▶ [EXERCISE] Retype the material word for word.

▶ [DATA SECTION]
----

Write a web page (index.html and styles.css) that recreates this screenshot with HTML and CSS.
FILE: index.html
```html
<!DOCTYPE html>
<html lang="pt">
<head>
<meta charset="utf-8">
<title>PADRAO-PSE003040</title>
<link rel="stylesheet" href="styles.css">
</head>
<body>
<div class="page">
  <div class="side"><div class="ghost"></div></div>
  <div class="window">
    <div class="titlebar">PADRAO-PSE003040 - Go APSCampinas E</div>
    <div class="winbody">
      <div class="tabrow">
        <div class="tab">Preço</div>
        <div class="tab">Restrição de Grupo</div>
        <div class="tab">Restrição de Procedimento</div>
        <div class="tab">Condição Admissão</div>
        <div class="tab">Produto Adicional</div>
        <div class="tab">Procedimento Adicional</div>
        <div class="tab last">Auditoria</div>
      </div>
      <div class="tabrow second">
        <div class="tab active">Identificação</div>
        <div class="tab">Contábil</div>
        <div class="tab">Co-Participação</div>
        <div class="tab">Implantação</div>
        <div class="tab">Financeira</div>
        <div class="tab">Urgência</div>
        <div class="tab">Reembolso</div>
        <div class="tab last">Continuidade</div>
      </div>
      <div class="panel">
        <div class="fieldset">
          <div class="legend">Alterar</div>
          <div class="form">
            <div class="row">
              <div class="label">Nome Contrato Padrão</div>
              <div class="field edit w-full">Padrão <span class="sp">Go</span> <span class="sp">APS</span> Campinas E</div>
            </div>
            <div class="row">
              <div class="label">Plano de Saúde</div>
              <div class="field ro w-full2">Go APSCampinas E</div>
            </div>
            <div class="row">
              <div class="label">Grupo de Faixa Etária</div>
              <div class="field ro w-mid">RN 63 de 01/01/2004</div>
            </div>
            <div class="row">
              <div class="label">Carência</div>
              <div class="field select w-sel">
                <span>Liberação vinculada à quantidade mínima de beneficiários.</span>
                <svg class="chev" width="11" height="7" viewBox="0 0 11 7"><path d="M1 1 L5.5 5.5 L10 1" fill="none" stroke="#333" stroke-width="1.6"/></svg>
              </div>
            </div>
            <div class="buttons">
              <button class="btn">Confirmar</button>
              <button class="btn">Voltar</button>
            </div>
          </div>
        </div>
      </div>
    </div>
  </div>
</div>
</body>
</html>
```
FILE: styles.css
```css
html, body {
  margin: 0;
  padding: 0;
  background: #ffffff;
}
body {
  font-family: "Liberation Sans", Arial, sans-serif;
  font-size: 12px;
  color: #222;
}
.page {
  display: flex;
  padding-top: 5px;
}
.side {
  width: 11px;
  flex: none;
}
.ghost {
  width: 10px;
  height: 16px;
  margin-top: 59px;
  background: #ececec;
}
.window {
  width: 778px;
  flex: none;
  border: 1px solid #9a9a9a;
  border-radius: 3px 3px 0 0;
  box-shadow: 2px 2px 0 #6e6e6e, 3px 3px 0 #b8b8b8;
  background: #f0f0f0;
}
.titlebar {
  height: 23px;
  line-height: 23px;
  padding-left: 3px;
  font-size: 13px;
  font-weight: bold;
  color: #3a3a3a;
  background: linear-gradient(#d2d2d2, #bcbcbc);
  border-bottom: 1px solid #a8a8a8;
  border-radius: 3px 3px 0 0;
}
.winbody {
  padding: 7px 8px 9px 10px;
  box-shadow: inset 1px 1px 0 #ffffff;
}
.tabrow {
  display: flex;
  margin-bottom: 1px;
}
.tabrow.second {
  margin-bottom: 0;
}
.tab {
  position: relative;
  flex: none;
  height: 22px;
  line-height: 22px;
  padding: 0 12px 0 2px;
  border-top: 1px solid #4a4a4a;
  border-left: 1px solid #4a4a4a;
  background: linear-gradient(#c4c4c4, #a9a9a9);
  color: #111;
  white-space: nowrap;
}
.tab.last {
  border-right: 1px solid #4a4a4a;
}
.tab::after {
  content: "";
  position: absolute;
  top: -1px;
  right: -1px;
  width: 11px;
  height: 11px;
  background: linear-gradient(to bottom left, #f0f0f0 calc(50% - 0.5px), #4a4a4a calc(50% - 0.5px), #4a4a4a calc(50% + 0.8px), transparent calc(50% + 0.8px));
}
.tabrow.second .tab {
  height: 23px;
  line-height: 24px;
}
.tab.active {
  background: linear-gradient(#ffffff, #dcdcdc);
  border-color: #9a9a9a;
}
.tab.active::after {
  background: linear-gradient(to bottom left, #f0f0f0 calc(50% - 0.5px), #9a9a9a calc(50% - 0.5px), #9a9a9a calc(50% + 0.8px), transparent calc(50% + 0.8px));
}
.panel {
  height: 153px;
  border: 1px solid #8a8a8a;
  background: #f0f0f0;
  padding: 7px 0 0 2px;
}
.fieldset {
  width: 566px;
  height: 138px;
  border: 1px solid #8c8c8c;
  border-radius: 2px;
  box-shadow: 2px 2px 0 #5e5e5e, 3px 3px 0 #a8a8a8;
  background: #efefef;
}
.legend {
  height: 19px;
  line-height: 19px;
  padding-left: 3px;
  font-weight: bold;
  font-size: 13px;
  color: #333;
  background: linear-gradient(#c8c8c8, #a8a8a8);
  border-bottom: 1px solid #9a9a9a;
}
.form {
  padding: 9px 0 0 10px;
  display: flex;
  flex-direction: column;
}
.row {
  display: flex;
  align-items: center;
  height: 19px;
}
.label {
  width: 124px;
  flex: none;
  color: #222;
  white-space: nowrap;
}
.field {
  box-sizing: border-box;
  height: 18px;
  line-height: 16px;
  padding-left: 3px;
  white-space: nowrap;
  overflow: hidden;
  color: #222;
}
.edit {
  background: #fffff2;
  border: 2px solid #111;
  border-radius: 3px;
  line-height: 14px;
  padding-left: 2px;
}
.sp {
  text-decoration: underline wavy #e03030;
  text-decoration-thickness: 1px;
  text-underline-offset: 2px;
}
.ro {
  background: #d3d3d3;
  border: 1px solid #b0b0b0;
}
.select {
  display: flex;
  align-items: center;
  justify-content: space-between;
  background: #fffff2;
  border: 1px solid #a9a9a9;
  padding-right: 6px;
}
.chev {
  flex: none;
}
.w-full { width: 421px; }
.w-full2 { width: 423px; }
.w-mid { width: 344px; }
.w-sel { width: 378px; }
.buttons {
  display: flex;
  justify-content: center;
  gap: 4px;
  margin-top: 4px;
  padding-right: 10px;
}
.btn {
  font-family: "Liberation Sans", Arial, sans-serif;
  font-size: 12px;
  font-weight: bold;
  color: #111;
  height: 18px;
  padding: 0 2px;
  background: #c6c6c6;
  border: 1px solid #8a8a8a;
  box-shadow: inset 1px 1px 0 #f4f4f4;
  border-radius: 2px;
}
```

----

▶ [COMPLETE RESPONSE]
Write a web page (index.html and styles.css) that recreates this screenshot with HTML and CSS.
FILE: index.html
```html
<!DOCTYPE html>
<html lang="pt">
<head>
<meta charset="utf-8">
<title>PADRAO-PSE003040</title>
<link rel="stylesheet" href="styles.css">
</head>
<body>
<div class="page">
  <div class="side"><div class="ghost"></div></div>
  <div class="window">
    <div class="titlebar">PADRAO-PSE003040 - Go APSCampinas E</div>
    <div class="winbody">
      <div class="tabrow">
        <div class="tab">Preço</div>
        <div class="tab">Restrição de Grupo</div>
        <div class="tab">Restrição de Procedimento</div>
        <div class="tab">Condição Admissão</div>
        <div class="tab">Produto Adicional</div>
        <div class="tab">Procedimento Adicional</div>
        <div class="tab last">Auditoria</div>
      </div>
      <div class="tabrow second">
        <div class="tab active">Identificação</div>
        <div class="tab">Contábil</div>
        <div class="tab">Co-Participação</div>
        <div class="tab">Implantação</div>
        <div class="tab">Financeira</div>
        <div class="tab">Urgência</div>
        <div class="tab">Reembolso</div>
        <div class="tab last">Continuidade</div>
      </div>
      <div class="panel">
        <div class="fieldset">
          <div class="legend">Alterar</div>
          <div class="form">
            <div class="row">
              <div class="label">Nome Contrato Padrão</div>
              <div class="field edit w-full">Padrão <span class="sp">Go</span> <span class="sp">APS</span> Campinas E</div>
            </div>
            <div class="row">
              <div class="label">Plano de Saúde</div>
              <div class="field ro w-full2">Go APSCampinas E</div>
            </div>
            <div class="row">
              <div class="label">Grupo de Faixa Etária</div>
              <div class="field ro w-mid">RN 63 de 01/01/2004</div>
            </div>
            <div class="row">
              <div class="label">Carência</div>
              <div class="field select w-sel">
                <span>Liberação vinculada à quantidade mínima de beneficiários.</span>
                <svg class="chev" width="11" height="7" viewBox="0 0 11 7"><path d="M1 1 L5.5 5.5 L10 1" fill="none" stroke="#333" stroke-width="1.6"/></svg>
              </div>
            </div>
            <div class="buttons">
              <button class="btn">Confirmar</button>
              <button class="btn">Voltar</button>
            </div>
          </div>
        </div>
      </div>
    </div>
  </div>
</div>
</body>
</html>
```
FILE: styles.css
```css
html, body {
  margin: 0;
  padding: 0;
  background: #ffffff;
}
body {
  font-family: "Liberation Sans", Arial, sans-serif;
  font-size: 12px;
  color: #222;
}
.page {
  display: flex;
  padding-top: 5px;
}
.side {
  width: 11px;
  flex: none;
}
.ghost {
  width: 10px;
  height: 16px;
  margin-top: 59px;
  background: #ececec;
}
.window {
  width: 778px;
  flex: none;
  border: 1px solid #9a9a9a;
  border-radius: 3px 3px 0 0;
  box-shadow: 2px 2px 0 #6e6e6e, 3px 3px 0 #b8b8b8;
  background: #f0f0f0;
}
.titlebar {
  height: 23px;
  line-height: 23px;
  padding-left: 3px;
  font-size: 13px;
  font-weight: bold;
  color: #3a3a3a;
  background: linear-gradient(#d2d2d2, #bcbcbc);
  border-bottom: 1px solid #a8a8a8;
  border-radius: 3px 3px 0 0;
}
.winbody {
  padding: 7px 8px 9px 10px;
  box-shadow: inset 1px 1px 0 #ffffff;
}
.tabrow {
  display: flex;
  margin-bottom: 1px;
}
.tabrow.second {
  margin-bottom: 0;
}
.tab {
  position: relative;
  flex: none;
  height: 22px;
  line-height: 22px;
  padding: 0 12px 0 2px;
  border-top: 1px solid #4a4a4a;
  border-left: 1px solid #4a4a4a;
  background: linear-gradient(#c4c4c4, #a9a9a9);
  color: #111;
  white-space: nowrap;
}
.tab.last {
  border-right: 1px solid #4a4a4a;
}
.tab::after {
  content: "";
  position: absolute;
  top: -1px;
  right: -1px;
  width: 11px;
  height: 11px;
  background: linear-gradient(to bottom left, #f0f0f0 calc(50% - 0.5px), #4a4a4a calc(50% - 0.5px), #4a4a4a calc(50% + 0.8px), transparent calc(50% + 0.8px));
}
.tabrow.second .tab {
  height: 23px;
  line-height: 24px;
}
.tab.active {
  background: linear-gradient(#ffffff, #dcdcdc);
  border-color: #9a9a9a;
}
.tab.active::after {
  background: linear-gradient(to bottom left, #f0f0f0 calc(50% - 0.5px), #9a9a9a calc(50% - 0.5px), #9a9a9a calc(50% + 0.8px), transparent calc(50% + 0.8px));
}
.panel {
  height: 153px;
  border: 1px solid #8a8a8a;
  background: #f0f0f0;
  padding: 7px 0 0 2px;
}
.fieldset {
  width: 566px;
  height: 138px;
  border: 1px solid #8c8c8c;
  border-radius: 2px;
  box-shadow: 2px 2px 0 #5e5e5e, 3px 3px 0 #a8a8a8;
  background: #efefef;
}
.legend {
  height: 19px;
  line-height: 19px;
  padding-left: 3px;
  font-weight: bold;
  font-size: 13px;
  color: #333;
  background: linear-gradient(#c8c8c8, #a8a8a8);
  border-bottom: 1px solid #9a9a9a;
}
.form {
  padding: 9px 0 0 10px;
  display: flex;
  flex-direction: column;
}
.row {
  display: flex;
  align-items: center;
  height: 19px;
}
.label {
  width: 124px;
  flex: none;
  color: #222;
  white-space: nowrap;
}
.field {
  box-sizing: border-box;
  height: 18px;
  line-height: 16px;
  padding-left: 3px;
  white-space: nowrap;
  overflow: hidden;
  color: #222;
}
.edit {
  background: #fffff2;
  border: 2px solid #111;
  border-radius: 3px;
  line-height: 14px;
  padding-left: 2px;
}
.sp {
  text-decoration: underline wavy #e03030;
  text-decoration-thickness: 1px;
  text-underline-offset: 2px;
}
.ro {
  background: #d3d3d3;
  border: 1px solid #b0b0b0;
}
.select {
  display: flex;
  align-items: center;
  justify-content: space-between;
  background: #fffff2;
  border: 1px solid #a9a9a9;
  padding-right: 6px;
}
.chev {
  flex: none;
}
.w-full { width: 421px; }
.w-full2 { width: 423px; }
.w-mid { width: 344px; }
.w-sel { width: 378px; }
.buttons {
  display: flex;
  justify-content: center;
  gap: 4px;
  margin-top: 4px;
  padding-right: 10px;
}
.btn {
  font-family: "Liberation Sans", Arial, sans-serif;
  font-size: 12px;
  font-weight: bold;
  color: #111;
  height: 18px;
  padding: 0 2px;
  background: #c6c6c6;
  border: 1px solid #8a8a8a;
  box-shadow: inset 1px 1px 0 #f4f4f4;
  border-radius: 2px;
}
```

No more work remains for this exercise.